● Challenge: Look through the data below. Collect every line where the word "this" occurs.

Web page code records:
____________
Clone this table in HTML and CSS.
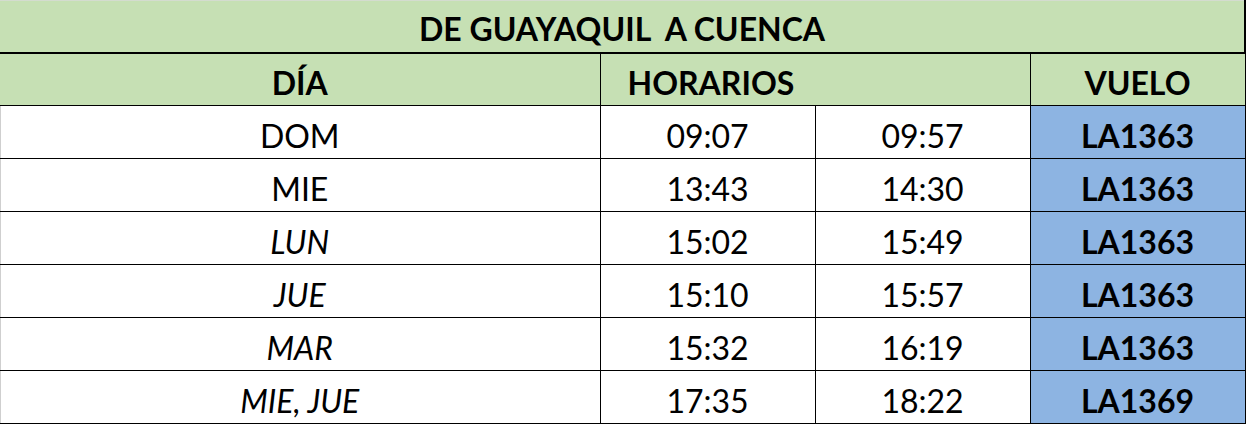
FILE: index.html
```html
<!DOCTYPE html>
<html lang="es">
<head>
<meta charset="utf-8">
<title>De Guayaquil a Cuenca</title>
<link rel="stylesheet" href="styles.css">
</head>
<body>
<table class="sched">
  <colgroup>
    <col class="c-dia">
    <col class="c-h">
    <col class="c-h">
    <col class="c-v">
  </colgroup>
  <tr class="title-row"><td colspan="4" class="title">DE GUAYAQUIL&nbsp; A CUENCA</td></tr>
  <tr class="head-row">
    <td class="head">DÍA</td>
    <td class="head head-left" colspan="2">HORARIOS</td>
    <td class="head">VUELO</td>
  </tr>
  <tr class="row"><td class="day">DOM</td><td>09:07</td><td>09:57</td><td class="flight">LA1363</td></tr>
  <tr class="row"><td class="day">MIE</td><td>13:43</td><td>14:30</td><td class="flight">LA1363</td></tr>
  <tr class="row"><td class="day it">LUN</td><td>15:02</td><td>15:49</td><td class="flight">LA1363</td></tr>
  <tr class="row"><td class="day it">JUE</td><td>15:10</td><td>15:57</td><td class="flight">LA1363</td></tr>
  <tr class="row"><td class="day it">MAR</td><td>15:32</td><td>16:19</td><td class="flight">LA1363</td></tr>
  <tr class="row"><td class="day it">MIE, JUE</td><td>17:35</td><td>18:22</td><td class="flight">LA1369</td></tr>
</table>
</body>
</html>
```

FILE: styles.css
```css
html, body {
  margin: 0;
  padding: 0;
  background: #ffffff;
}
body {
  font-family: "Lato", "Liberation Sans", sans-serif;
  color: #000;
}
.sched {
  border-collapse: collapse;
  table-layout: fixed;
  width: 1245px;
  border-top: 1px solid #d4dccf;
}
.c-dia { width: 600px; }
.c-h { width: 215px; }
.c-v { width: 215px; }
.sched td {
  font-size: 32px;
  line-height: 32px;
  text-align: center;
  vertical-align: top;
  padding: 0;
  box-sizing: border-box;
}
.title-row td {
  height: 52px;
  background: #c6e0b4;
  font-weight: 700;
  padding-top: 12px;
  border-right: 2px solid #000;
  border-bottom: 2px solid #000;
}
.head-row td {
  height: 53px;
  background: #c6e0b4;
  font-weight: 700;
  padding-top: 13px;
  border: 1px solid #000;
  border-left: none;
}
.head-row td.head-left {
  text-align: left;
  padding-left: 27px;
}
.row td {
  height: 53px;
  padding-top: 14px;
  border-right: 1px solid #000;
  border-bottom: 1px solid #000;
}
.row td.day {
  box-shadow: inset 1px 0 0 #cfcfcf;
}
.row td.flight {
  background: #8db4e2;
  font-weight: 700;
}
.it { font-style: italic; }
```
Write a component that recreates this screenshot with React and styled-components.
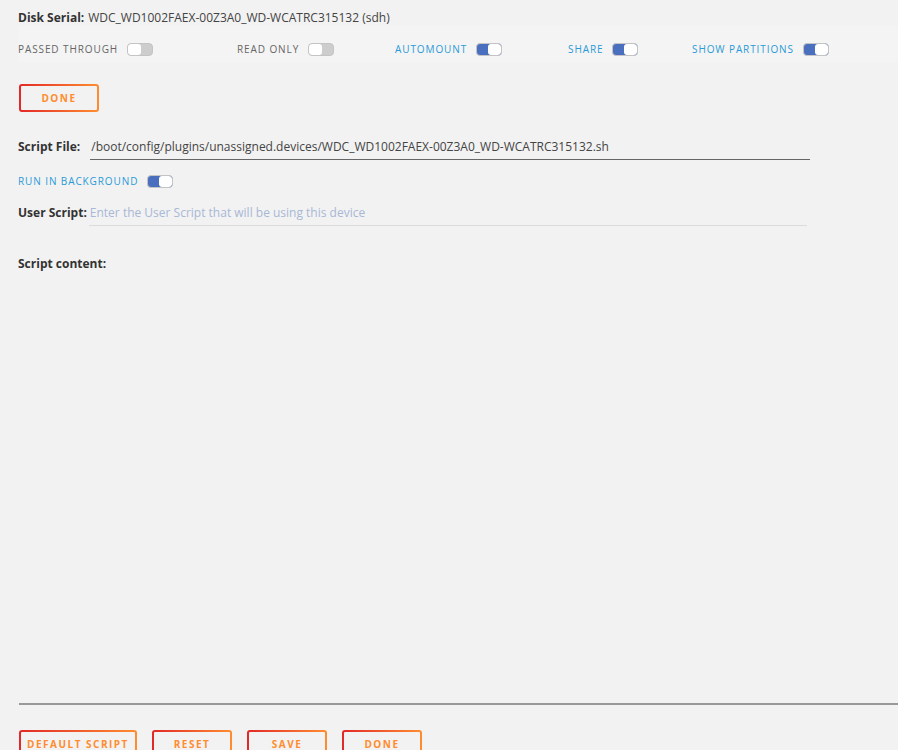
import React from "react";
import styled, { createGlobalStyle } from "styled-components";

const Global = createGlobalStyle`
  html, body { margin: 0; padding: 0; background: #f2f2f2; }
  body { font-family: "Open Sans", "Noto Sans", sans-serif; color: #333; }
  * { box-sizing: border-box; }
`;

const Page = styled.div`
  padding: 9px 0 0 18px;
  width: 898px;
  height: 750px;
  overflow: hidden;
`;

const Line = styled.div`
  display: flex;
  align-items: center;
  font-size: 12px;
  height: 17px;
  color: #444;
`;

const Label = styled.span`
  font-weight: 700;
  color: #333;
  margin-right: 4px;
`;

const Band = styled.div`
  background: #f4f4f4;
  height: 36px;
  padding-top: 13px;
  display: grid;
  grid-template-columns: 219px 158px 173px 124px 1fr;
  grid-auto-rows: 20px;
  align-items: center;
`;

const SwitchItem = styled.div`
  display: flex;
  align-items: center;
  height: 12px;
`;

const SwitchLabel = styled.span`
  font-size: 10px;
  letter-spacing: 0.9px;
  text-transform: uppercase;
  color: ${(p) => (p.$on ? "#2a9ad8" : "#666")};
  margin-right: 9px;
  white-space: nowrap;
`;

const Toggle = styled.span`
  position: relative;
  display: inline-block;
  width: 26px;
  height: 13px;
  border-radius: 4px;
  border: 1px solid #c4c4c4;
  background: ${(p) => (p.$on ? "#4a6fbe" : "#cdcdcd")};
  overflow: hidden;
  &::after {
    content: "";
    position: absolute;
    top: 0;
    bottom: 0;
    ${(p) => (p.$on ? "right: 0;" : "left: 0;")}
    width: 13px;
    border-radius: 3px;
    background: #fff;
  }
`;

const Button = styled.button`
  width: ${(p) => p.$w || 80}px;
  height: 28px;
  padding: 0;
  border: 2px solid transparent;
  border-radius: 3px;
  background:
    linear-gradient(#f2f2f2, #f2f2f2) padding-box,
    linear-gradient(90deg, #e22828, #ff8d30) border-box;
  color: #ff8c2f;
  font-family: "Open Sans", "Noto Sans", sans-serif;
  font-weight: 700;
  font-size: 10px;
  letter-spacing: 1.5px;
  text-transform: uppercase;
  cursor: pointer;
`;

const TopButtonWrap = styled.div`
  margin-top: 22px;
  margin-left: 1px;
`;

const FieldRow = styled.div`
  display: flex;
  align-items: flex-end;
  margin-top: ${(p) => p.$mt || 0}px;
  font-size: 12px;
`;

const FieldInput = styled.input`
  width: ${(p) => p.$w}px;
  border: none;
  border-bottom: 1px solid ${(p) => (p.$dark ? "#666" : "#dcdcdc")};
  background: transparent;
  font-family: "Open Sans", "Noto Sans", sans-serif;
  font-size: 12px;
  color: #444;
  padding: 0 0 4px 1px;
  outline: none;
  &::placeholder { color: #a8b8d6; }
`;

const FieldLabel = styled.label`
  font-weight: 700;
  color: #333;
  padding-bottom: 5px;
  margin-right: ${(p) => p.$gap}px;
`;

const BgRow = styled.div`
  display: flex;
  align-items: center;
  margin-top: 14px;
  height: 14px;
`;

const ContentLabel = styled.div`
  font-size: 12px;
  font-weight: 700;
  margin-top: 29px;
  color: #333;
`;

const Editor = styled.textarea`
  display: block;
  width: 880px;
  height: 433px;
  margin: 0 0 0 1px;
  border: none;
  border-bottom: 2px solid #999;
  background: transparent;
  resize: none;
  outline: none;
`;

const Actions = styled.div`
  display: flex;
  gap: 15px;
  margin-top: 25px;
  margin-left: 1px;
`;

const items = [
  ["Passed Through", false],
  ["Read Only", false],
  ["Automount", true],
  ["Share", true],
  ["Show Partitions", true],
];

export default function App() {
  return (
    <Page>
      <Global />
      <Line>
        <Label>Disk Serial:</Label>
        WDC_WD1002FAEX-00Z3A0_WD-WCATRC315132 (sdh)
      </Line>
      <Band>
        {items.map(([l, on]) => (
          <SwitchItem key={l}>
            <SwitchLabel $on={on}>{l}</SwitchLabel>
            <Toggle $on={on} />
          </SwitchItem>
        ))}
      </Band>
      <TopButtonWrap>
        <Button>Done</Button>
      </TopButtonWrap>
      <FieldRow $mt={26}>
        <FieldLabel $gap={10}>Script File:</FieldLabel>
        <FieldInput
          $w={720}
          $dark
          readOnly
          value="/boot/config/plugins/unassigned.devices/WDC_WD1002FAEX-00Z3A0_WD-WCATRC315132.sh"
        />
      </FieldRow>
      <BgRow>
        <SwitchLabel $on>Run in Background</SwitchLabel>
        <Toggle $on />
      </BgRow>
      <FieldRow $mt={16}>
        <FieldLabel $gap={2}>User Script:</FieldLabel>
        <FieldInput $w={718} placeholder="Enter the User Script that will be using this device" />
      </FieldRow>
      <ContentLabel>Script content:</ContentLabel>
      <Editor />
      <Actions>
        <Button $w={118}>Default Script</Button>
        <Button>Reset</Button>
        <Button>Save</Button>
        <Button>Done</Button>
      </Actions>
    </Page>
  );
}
____________
● The response:
Clone this table in HTML and CSS.
Write a component that recreates this screenshot with React and styled-components.
        <FieldInput $w={718} placeholder="Enter the User Script that will be using this device" />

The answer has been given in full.